- DATA -
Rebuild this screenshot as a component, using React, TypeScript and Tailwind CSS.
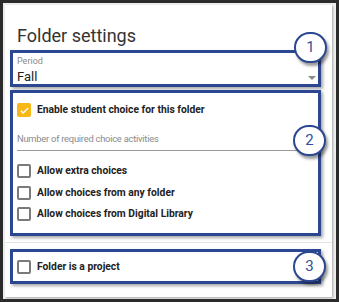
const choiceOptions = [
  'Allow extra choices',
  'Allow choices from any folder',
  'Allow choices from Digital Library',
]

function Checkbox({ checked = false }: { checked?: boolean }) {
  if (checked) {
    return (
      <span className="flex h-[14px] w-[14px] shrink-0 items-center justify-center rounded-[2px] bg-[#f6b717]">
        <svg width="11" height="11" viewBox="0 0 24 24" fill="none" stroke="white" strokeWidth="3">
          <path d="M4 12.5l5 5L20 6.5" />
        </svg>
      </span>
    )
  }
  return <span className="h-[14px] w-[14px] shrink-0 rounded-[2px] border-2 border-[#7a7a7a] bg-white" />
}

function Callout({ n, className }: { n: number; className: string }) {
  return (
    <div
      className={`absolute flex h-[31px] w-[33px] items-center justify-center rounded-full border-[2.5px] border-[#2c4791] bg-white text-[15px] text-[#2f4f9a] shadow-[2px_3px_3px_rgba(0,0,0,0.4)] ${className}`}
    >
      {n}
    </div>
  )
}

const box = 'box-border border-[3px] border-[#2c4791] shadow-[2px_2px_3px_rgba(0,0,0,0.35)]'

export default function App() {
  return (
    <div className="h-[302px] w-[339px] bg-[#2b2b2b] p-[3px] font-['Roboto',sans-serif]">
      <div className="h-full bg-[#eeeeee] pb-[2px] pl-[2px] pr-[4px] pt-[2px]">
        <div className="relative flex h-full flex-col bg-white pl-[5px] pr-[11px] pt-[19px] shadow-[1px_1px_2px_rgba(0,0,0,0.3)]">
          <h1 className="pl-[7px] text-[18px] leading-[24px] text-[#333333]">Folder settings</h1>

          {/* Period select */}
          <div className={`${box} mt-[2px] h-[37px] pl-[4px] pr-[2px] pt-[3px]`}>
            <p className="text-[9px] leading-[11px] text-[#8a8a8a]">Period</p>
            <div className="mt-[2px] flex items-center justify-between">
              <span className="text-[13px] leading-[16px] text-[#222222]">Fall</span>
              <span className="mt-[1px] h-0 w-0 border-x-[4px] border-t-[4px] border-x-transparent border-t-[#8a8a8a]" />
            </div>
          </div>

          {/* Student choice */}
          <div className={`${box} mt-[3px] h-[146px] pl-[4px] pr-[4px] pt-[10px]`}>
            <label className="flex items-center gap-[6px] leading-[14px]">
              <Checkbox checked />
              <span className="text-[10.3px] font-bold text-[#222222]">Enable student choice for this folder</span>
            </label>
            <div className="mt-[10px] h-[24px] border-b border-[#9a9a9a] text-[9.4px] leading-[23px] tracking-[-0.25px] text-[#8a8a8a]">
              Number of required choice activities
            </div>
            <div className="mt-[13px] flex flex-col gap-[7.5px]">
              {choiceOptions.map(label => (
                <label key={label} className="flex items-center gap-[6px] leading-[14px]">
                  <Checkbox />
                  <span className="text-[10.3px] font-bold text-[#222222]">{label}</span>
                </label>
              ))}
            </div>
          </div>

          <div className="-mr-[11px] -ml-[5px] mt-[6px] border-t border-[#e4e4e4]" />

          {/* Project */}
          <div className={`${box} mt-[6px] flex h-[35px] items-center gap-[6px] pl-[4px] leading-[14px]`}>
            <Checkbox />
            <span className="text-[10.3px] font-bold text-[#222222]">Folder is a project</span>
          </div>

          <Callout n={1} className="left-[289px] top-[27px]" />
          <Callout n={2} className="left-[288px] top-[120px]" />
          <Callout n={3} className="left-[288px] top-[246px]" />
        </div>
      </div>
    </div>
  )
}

- WORK TO BE COMPLETED -
Every line of the data should be copied as it stands, without the images.

- RIGHT ANSWER -
Rebuild this screenshot as a component, using React, TypeScript and Tailwind CSS.
const choiceOptions = [
  'Allow extra choices',
  'Allow choices from any folder',
  'Allow choices from Digital Library',
]

function Checkbox({ checked = false }: { checked?: boolean }) {
  if (checked) {
    return (
      <span className="flex h-[14px] w-[14px] shrink-0 items-center justify-center rounded-[2px] bg-[#f6b717]">
        <svg width="11" height="11" viewBox="0 0 24 24" fill="none" stroke="white" strokeWidth="3">
          <path d="M4 12.5l5 5L20 6.5" />
        </svg>
      </span>
    )
  }
  return <span className="h-[14px] w-[14px] shrink-0 rounded-[2px] border-2 border-[#7a7a7a] bg-white" />
}

function Callout({ n, className }: { n: number; className: string }) {
  return (
    <div
      className={`absolute flex h-[31px] w-[33px] items-center justify-center rounded-full border-[2.5px] border-[#2c4791] bg-white text-[15px] text-[#2f4f9a] shadow-[2px_3px_3px_rgba(0,0,0,0.4)] ${className}`}
    >
      {n}
    </div>
  )
}

const box = 'box-border border-[3px] border-[#2c4791] shadow-[2px_2px_3px_rgba(0,0,0,0.35)]'

export default function App() {
  return (
    <div className="h-[302px] w-[339px] bg-[#2b2b2b] p-[3px] font-['Roboto',sans-serif]">
      <div className="h-full bg-[#eeeeee] pb-[2px] pl-[2px] pr-[4px] pt-[2px]">
        <div className="relative flex h-full flex-col bg-white pl-[5px] pr-[11px] pt-[19px] shadow-[1px_1px_2px_rgba(0,0,0,0.3)]">
          <h1 className="pl-[7px] text-[18px] leading-[24px] text-[#333333]">Folder settings</h1>

          {/* Period select */}
          <div className={`${box} mt-[2px] h-[37px] pl-[4px] pr-[2px] pt-[3px]`}>
            <p className="text-[9px] leading-[11px] text-[#8a8a8a]">Period</p>
            <div className="mt-[2px] flex items-center justify-between">
              <span className="text-[13px] leading-[16px] text-[#222222]">Fall</span>
              <span className="mt-[1px] h-0 w-0 border-x-[4px] border-t-[4px] border-x-transparent border-t-[#8a8a8a]" />
            </div>
          </div>

          {/* Student choice */}
          <div className={`${box} mt-[3px] h-[146px] pl-[4px] pr-[4px] pt-[10px]`}>
            <label className="flex items-center gap-[6px] leading-[14px]">
              <Checkbox checked />
              <span className="text-[10.3px] font-bold text-[#222222]">Enable student choice for this folder</span>
            </label>
            <div className="mt-[10px] h-[24px] border-b border-[#9a9a9a] text-[9.4px] leading-[23px] tracking-[-0.25px] text-[#8a8a8a]">
              Number of required choice activities
            </div>
            <div className="mt-[13px] flex flex-col gap-[7.5px]">
              {choiceOptions.map(label => (
                <label key={label} className="flex items-center gap-[6px] leading-[14px]">
                  <Checkbox />
                  <span className="text-[10.3px] font-bold text-[#222222]">{label}</span>
                </label>
              ))}
            </div>
          </div>

          <div className="-mr-[11px] -ml-[5px] mt-[6px] border-t border-[#e4e4e4]" />

          {/* Project */}
          <div className={`${box} mt-[6px] flex h-[35px] items-center gap-[6px] pl-[4px] leading-[14px]`}>
            <Checkbox />
            <span className="text-[10.3px] font-bold text-[#222222]">Folder is a project</span>
          </div>

          <Callout n={1} className="left-[289px] top-[27px]" />
          <Callout n={2} className="left-[288px] top-[120px]" />
          <Callout n={3} className="left-[288px] top-[246px]" />
        </div>
      </div>
    </div>
  )
}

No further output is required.